To me, all it means to live with something is that you’re not fighting reality anymore. You stop using your energy to defend yourself against reality. And there are some realities that it takes longer for us to do that with than others. Until finally we’ve done all the fighting were going to do. And when we get to that point we say: I accept it. And I live my life knowing what I know. What we know, what we learn from loss, is that we can love someone so much, and lose them.
And one thing that can come out of that is an awareness of how precious love is, how precious the people we love are. That’s what I think it means to live with grief. To know in your bones that there is no certainty. And that’s why we need to live fully and why we need to love with all our hearts. And we take that risk — because it’s a risk to love — a big risk. So for me, being in a place with grief where you’re living with it means that you say — I know how much it hurts to lose love, and I’m going to love anyway. As long as I’m alive, I’m going to love anyway.
And that is something that I know is in your nature. It’s not in your nature to say: that’s it, I’m done with loving. And you know that.
So that’s a long answer to your question.”

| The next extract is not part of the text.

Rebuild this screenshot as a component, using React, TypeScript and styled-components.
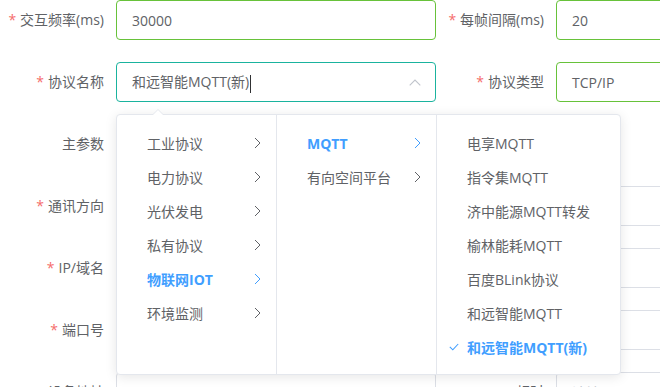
import React from "react";
import styled, { createGlobalStyle, css } from "styled-components";

const Global = createGlobalStyle`
  html, body { margin: 0; padding: 0; overflow: hidden; background: #fff; }
  body { font-family: "Open Sans", "Noto Sans CJK SC", sans-serif; font-size: 14px; color: #606266; }
`;

const Form = styled.div`
  position: relative;
  width: 660px;
  height: 387px;
  overflow: hidden;
`;

const Row = styled.div`
  display: flex;
  gap: 4px;
  height: 40px;
  margin-bottom: 22px;
`;

const Item = styled.div`
  display: flex;
  flex: 0 0 436px;
`;

const Label = styled.div<{ $required?: boolean }>`
  flex: 0 0 116px;
  box-sizing: border-box;
  padding-right: 12px;
  text-align: right;
  line-height: 40px;
  font-size: 14px;
  color: #606266;
  white-space: nowrap;
  ${(p) =>
    p.$required &&
    css`
      &::before {
        content: "*";
        color: #f56c6c;
        margin-right: 4px;
      }
    `}
`;

type Tone = "success" | "focus" | "plain";

const toneColor: Record<Tone, string> = {
  success: "#67c23a",
  focus: "#1ab39e",
  plain: "#dcdfe6",
};

const Field = styled.div<{ $tone: Tone; $muted?: boolean }>`
  flex: 0 0 320px;
  box-sizing: border-box;
  height: 40px;
  border: 1px solid ${(p) => toneColor[p.$tone]};
  border-radius: 4px;
  padding: 0 15px;
  display: flex;
  align-items: center;
  font-size: 14px;
  color: ${(p) => (p.$muted ? "#c0c4cc" : "#606266")};
  background: #fff;
  white-space: nowrap;
`;

const SelectField = styled(Field)`
  justify-content: space-between;
  padding-right: 8px;
`;

const Caret = styled.span`
  display: inline-block;
  width: 1px;
  height: 18px;
  background: #303133;
  margin-left: 1px;
  vertical-align: middle;
`;

const Popper = styled.div`
  position: absolute;
  left: 116px;
  top: 114px;
  display: flex;
  background: #fff;
  border: 1px solid #e4e7ed;
  border-radius: 4px;
  box-shadow: 0 2px 12px 0 rgba(0, 0, 0, 0.1);
  &::before,
  &::after {
    content: "";
    position: absolute;
    left: 35px;
    width: 0;
    height: 0;
    border: 6px solid transparent;
  }
  &::before {
    top: -12px;
    border-bottom-color: #e4e7ed;
  }
  &::after {
    top: -11px;
    border-bottom-color: #fff;
  }
`;

const Menu = styled.ul<{ $width: number; $last?: boolean }>`
  list-style: none;
  margin: 0;
  box-sizing: border-box;
  width: ${(p) => p.$width}px;
  height: 259px;
  padding: 11px 0 0;
  border-right: ${(p) => (p.$last ? "none" : "1px solid #e4e7ed")};
`;

const Node = styled.li<{ $active?: boolean }>`
  position: relative;
  height: 34px;
  display: flex;
  align-items: center;
  padding: 0 30px 0 20px;
  font-size: 14px;
  color: ${(p) => (p.$active ? "#409eff" : "#606266")};
  font-weight: ${(p) => (p.$active ? 700 : 400)};
  white-space: nowrap;
`;

const NodeLabel = styled.span`
  padding: 0 10px;
`;

const Postfix = styled.svg`
  position: absolute;
  right: 15px;
  top: 11px;
`;

const Prefix = styled.svg`
  position: absolute;
  left: 12px;
  top: 13px;
`;

const Chevron = () => (
  <Postfix width="7" height="12" viewBox="0 0 7 12">
    <path d="M1 1 L6 6 L1 11" fill="none" stroke="currentColor" strokeWidth="1" />
  </Postfix>
);

const Check = () => (
  <Prefix width="10" height="8" viewBox="0 0 10 8">
    <path d="M0.8 3.8 L3.8 6.8 L9.2 1" fill="none" stroke="#409eff" strokeWidth="1.1" />
  </Prefix>
);

const ArrowUp = () => (
  <svg width="12" height="7" viewBox="0 0 12 7" style={{ marginRight: 6 }}>
    <path d="M0.7 6.3 L6 1 L11.3 6.3" fill="none" stroke="#c0c4cc" strokeWidth="1.1" />
  </svg>
);

const col1 = ["工业协议", "电力协议", "光伏发电", "私有协议", "物联网IOT", "环境监测"];
const col2 = ["MQTT", "有向空间平台"];
const col3 = [
  "电享MQTT",
  "指令集MQTT",
  "济中能源MQTT转发",
  "榆林能耗MQTT",
  "百度BLink协议",
  "和远智能MQTT",
  "和远智能MQTT(新)",
];

export default function App() {
  return (
    <>
      <Global />
      <Form>
        <Row>
          <Item>
            <Label $required>交互频率(ms)</Label>
            <Field $tone="success">30000</Field>
          </Item>
          <Item>
            <Label $required>每帧间隔(ms)</Label>
            <Field $tone="success">20</Field>
          </Item>
        </Row>
        <Row>
          <Item>
            <Label $required>协议名称</Label>
            <SelectField $tone="focus">
              <span>
                和远智能MQTT(新)
                <Caret />
              </span>
              <ArrowUp />
            </SelectField>
          </Item>
          <Item>
            <Label $required>协议类型</Label>
            <Field $tone="success">TCP/IP</Field>
          </Item>
        </Row>
        <Row>
          <Item>
            <Label>主参数</Label>
          </Item>
        </Row>
        <Row>
          <Item>
            <Label $required>通讯方向</Label>
            <Field $tone="plain" />
          </Item>
          <Item>
            <Label />
            <Field $tone="plain" />
          </Item>
        </Row>
        <Row>
          <Item>
            <Label $required>IP/域名</Label>
            <Field $tone="plain" />
          </Item>
          <Item>
            <Label />
            <Field $tone="plain" />
          </Item>
        </Row>
        <Row>
          <Item>
            <Label $required>端口号</Label>
            <Field $tone="plain" />
          </Item>
          <Item>
            <Label />
            <Field $tone="plain" />
          </Item>
        </Row>
        <Row>
          <Item>
            <Label>设备地址</Label>
            <Field $tone="plain">0000</Field>
          </Item>
          <Item>
            <Label>超时</Label>
            <Field $tone="plain" $muted>
              请输入
            </Field>
          </Item>
        </Row>

        <Popper>
          <Menu $width={160}>
            {col1.map((t) => (
              <Node key={t} $active={t === "物联网IOT"}>
                <NodeLabel>{t}</NodeLabel>
                <Chevron />
              </Node>
            ))}
          </Menu>
          <Menu $width={160}>
            {col2.map((t) => (
              <Node key={t} $active={t === "MQTT"}>
                <NodeLabel>{t}</NodeLabel>
                <Chevron />
              </Node>
            ))}
          </Menu>
          <Menu $width={183} $last>
            {col3.map((t) => (
              <Node key={t} $active={t === "和远智能MQTT(新)"}>
                {t === "和远智能MQTT(新)" && <Check />}
                <NodeLabel>{t}</NodeLabel>
              </Node>
            ))}
          </Menu>
        </Popper>
      </Form>
    </>
  );
}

As much as this answer was for L., in the moment, it’s also probably the clearest answer I’ve ever given to a question about how we learn to live with loss. And looking back, I see that I wouldn’t have been moved to formulate it without L. Our shared sense of curiosity about the nature of grief and my desire to meet her where she was and explore with her got the wheels of my mind to turn. This is just one example of the truism that most of the really important things we learn, we learn from and with the help of others.